Write out the data below in full. Keep it exact.
++++ STORED DATA ++++
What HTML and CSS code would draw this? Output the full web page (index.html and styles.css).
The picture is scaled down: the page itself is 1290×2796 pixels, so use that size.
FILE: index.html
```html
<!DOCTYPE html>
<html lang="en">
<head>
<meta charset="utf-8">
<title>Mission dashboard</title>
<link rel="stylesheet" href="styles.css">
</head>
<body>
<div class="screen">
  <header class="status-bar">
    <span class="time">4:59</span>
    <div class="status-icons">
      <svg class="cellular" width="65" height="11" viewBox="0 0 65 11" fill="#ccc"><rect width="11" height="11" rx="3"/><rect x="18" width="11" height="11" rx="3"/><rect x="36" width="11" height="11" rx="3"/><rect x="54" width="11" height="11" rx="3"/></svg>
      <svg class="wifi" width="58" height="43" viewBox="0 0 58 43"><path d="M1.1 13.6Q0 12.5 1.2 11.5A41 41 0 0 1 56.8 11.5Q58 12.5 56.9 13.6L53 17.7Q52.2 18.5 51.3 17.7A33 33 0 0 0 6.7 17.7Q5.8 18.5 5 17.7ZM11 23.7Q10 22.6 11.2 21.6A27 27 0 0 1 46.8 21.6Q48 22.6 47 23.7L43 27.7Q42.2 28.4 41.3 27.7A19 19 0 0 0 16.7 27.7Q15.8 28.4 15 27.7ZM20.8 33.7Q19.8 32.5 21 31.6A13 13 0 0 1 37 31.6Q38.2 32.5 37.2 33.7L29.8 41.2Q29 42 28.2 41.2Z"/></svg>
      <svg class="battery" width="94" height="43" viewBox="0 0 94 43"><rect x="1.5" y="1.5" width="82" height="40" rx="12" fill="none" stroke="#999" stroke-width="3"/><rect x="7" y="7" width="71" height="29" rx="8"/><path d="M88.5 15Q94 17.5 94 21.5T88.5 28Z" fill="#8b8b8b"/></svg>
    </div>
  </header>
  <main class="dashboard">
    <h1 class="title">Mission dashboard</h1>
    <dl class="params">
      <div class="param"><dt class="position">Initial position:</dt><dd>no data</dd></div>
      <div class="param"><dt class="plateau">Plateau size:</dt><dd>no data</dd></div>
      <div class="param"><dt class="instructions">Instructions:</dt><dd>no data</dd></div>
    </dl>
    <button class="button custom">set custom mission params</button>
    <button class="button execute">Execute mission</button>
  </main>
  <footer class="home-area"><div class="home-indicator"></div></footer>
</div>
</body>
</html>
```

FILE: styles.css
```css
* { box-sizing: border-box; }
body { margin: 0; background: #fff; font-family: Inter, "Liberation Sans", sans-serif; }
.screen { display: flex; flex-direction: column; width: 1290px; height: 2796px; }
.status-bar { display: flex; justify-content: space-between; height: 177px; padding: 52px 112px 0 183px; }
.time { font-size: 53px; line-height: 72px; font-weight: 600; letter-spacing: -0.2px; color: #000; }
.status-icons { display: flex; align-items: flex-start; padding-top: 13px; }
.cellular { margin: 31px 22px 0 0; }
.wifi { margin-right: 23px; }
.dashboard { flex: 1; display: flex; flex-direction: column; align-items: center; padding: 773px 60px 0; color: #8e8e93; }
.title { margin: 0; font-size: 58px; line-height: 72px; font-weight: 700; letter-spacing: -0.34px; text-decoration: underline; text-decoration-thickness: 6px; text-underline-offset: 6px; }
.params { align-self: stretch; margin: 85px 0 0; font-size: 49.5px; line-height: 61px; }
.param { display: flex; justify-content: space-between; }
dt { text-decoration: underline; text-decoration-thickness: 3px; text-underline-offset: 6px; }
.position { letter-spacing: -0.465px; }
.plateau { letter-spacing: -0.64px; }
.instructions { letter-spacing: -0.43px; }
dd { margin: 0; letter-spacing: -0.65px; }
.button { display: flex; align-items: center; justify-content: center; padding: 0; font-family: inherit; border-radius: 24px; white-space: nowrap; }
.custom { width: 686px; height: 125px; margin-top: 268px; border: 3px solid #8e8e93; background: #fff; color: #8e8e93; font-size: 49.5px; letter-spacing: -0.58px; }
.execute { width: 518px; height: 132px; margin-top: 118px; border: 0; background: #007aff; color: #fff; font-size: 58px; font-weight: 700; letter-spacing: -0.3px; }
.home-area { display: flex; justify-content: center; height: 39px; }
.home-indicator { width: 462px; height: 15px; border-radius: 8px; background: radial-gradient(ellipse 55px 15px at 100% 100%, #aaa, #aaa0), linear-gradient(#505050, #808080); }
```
++++
ANSWER TO THIS TASK:
What HTML and CSS code would draw this? Output the full web page (index.html and styles.css).
The picture is scaled down: the page itself is 1290×2796 pixels, so use that size.
FILE: index.html
```html
<!DOCTYPE html>
<html lang="en">
<head>
<meta charset="utf-8">
<title>Mission dashboard</title>
<link rel="stylesheet" href="styles.css">
</head>
<body>
<div class="screen">
  <header class="status-bar">
    <span class="time">4:59</span>
    <div class="status-icons">
      <svg class="cellular" width="65" height="11" viewBox="0 0 65 11" fill="#ccc"><rect width="11" height="11" rx="3"/><rect x="18" width="11" height="11" rx="3"/><rect x="36" width="11" height="11" rx="3"/><rect x="54" width="11" height="11" rx="3"/></svg>
      <svg class="wifi" width="58" height="43" viewBox="0 0 58 43"><path d="M1.1 13.6Q0 12.5 1.2 11.5A41 41 0 0 1 56.8 11.5Q58 12.5 56.9 13.6L53 17.7Q52.2 18.5 51.3 17.7A33 33 0 0 0 6.7 17.7Q5.8 18.5 5 17.7ZM11 23.7Q10 22.6 11.2 21.6A27 27 0 0 1 46.8 21.6Q48 22.6 47 23.7L43 27.7Q42.2 28.4 41.3 27.7A19 19 0 0 0 16.7 27.7Q15.8 28.4 15 27.7ZM20.8 33.7Q19.8 32.5 21 31.6A13 13 0 0 1 37 31.6Q38.2 32.5 37.2 33.7L29.8 41.2Q29 42 28.2 41.2Z"/></svg>
      <svg class="battery" width="94" height="43" viewBox="0 0 94 43"><rect x="1.5" y="1.5" width="82" height="40" rx="12" fill="none" stroke="#999" stroke-width="3"/><rect x="7" y="7" width="71" height="29" rx="8"/><path d="M88.5 15Q94 17.5 94 21.5T88.5 28Z" fill="#8b8b8b"/></svg>
    </div>
  </header>
  <main class="dashboard">
    <h1 class="title">Mission dashboard</h1>
    <dl class="params">
      <div class="param"><dt class="position">Initial position:</dt><dd>no data</dd></div>
      <div class="param"><dt class="plateau">Plateau size:</dt><dd>no data</dd></div>
      <div class="param"><dt class="instructions">Instructions:</dt><dd>no data</dd></div>
    </dl>
    <button class="button custom">set custom mission params</button>
    <button class="button execute">Execute mission</button>
  </main>
  <footer class="home-area"><div class="home-indicator"></div></footer>
</div>
</body>
</html>
```

FILE: styles.css
```css
* { box-sizing: border-box; }
body { margin: 0; background: #fff; font-family: Inter, "Liberation Sans", sans-serif; }
.screen { display: flex; flex-direction: column; width: 1290px; height: 2796px; }
.status-bar { display: flex; justify-content: space-between; height: 177px; padding: 52px 112px 0 183px; }
.time { font-size: 53px; line-height: 72px; font-weight: 600; letter-spacing: -0.2px; color: #000; }
.status-icons { display: flex; align-items: flex-start; padding-top: 13px; }
.cellular { margin: 31px 22px 0 0; }
.wifi { margin-right: 23px; }
.dashboard { flex: 1; display: flex; flex-direction: column; align-items: center; padding: 773px 60px 0; color: #8e8e93; }
.title { margin: 0; font-size: 58px; line-height: 72px; font-weight: 700; letter-spacing: -0.34px; text-decoration: underline; text-decoration-thickness: 6px; text-underline-offset: 6px; }
.params { align-self: stretch; margin: 85px 0 0; font-size: 49.5px; line-height: 61px; }
.param { display: flex; justify-content: space-between; }
dt { text-decoration: underline; text-decoration-thickness: 3px; text-underline-offset: 6px; }
.position { letter-spacing: -0.465px; }
.plateau { letter-spacing: -0.64px; }
.instructions { letter-spacing: -0.43px; }
dd { margin: 0; letter-spacing: -0.65px; }
.button { display: flex; align-items: center; justify-content: center; padding: 0; font-family: inherit; border-radius: 24px; white-space: nowrap; }
.custom { width: 686px; height: 125px; margin-top: 268px; border: 3px solid #8e8e93; background: #fff; color: #8e8e93; font-size: 49.5px; letter-spacing: -0.58px; }
.execute { width: 518px; height: 132px; margin-top: 118px; border: 0; background: #007aff; color: #fff; font-size: 58px; font-weight: 700; letter-spacing: -0.3px; }
.home-area { display: flex; justify-content: center; height: 39px; }
.home-indicator { width: 462px; height: 15px; border-radius: 8px; background: radial-gradient(ellipse 55px 15px at 100% 100%, #aaa, #aaa0), linear-gradient(#505050, #808080); }
```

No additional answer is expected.